De que forma a nova linha de combustíveis aditivados se enquadra nessa estratégia?
Quando se decide ter muitas marcas, é preciso investir e falar sobre seus benefícios específicos. Fizemos uma pesquisa extensa e quantitativa e fomos entender os territórios mais valorizados pelo consumidor, e o resultado é que ele entende muito pouco o que é um combustível aditivado. Alguns acham que é caro, outros que dá mais potência. O que mais percebemos foi um vácuo grande no atributo de rendimento. Então, em vez de ter um monte de marcas, temos uma, a Ipimax, que é sinônimo de rendimento.
A indústria petrolífera é vista como vilã do meio ambiente. Como trabalhar uma imagem para o consumidor dentro deste contexto?

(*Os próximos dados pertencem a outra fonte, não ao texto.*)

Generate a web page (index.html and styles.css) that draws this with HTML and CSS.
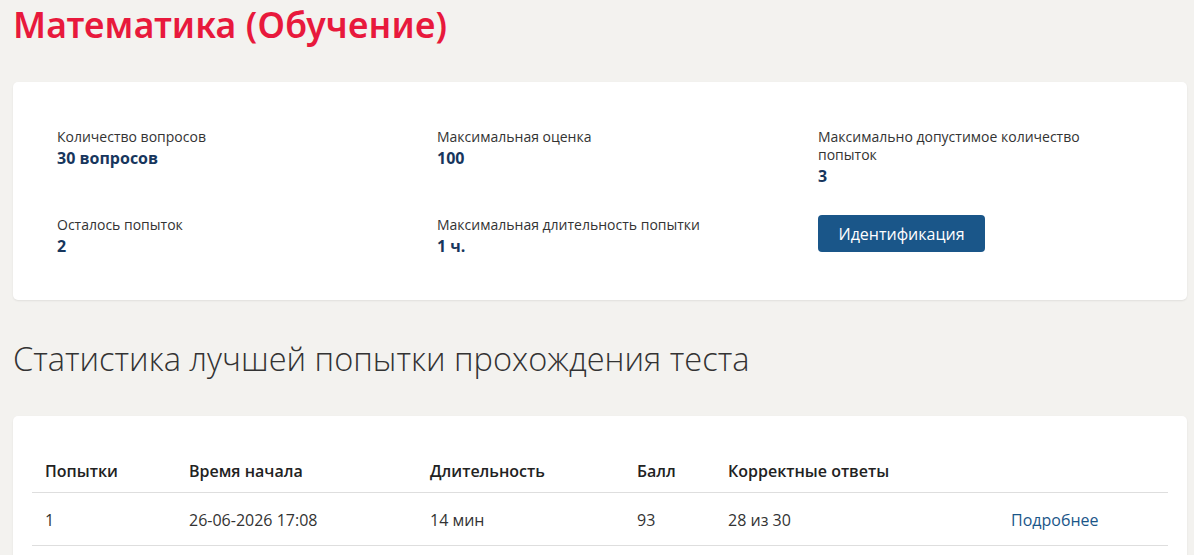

Temos dado visibilidade para isso na revenda. O posto novo foi pensado com práticas ESG. Temos projeto de iluminação que gerou redução de até 18% na conta de energia elétrica, criamos totens e testeira de ilha com a possibilidade de fazer manutenção sem qualquer tratamento que exigisse trabalho aéreo. Temos também projeto piloto para usar as lojas AMPM como ponto de coleta de latas e cápsulas de café. E a Ipiranga tem práticas sociais importantes, como o Saúde na Estrada, maior carreta ambulante de saúde do Brasil, e a capacitação anual dos 50 mil frentistas da rede.

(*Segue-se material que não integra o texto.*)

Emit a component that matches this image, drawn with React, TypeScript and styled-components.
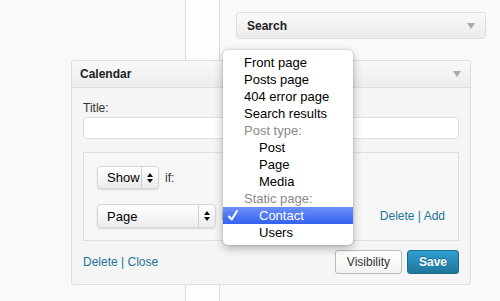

Por falar em ESG, você está há dois anos na Ipiranga e em um setor conhecido pela baixa presença feminina e por ser machista. Quais desafios você enfrentou nesse sentido?
O machismo está presente no mundo corporativo de forma irrestrita. O setor é tradicionalmente muito machista, mas acho que dentro da Ipiranga temos a oportunidade de ter um ambiente muito aberto. Poucas vezes na vida tive um nível de liberdade e espaço para operar como tenho hoje. Tenho duas pares mulheres (vice-presidente de RH e CFO), e temos a primeira mulher diretora comercial de uma distribuidora de combustível. Isso fala muito como a cultura da organização não faz um trabalho de espaço para liderança porque acha legal ou porque quer que apareça no relatório de sustentabilidade.

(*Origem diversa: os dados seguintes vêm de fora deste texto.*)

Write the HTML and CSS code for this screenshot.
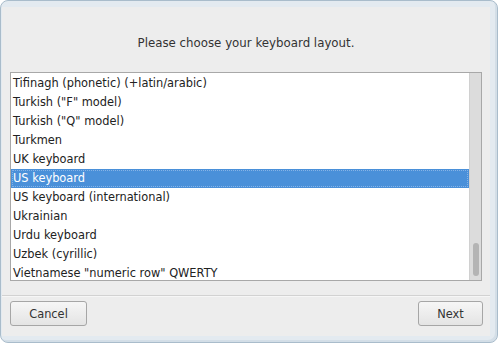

E como essa diversidade é trabalhada dentro da empresa?
A liderança feminina é uma frente super importante. Apoiamos o futebol feminino, nossa equipa Ipiranga Racing tem a primeira engenheira de pista mulher, dentro da companhia temos o programa de trainees em que 70% do primeiro time de contratação foi ocupado por mulheres e projetos com essas profissionais para que passem por programas de mentoria, dentro do Women Speed. O esforço que a gente faz é ter consistência no que está fazendo, buscando novas frentes e melhorando o que tem.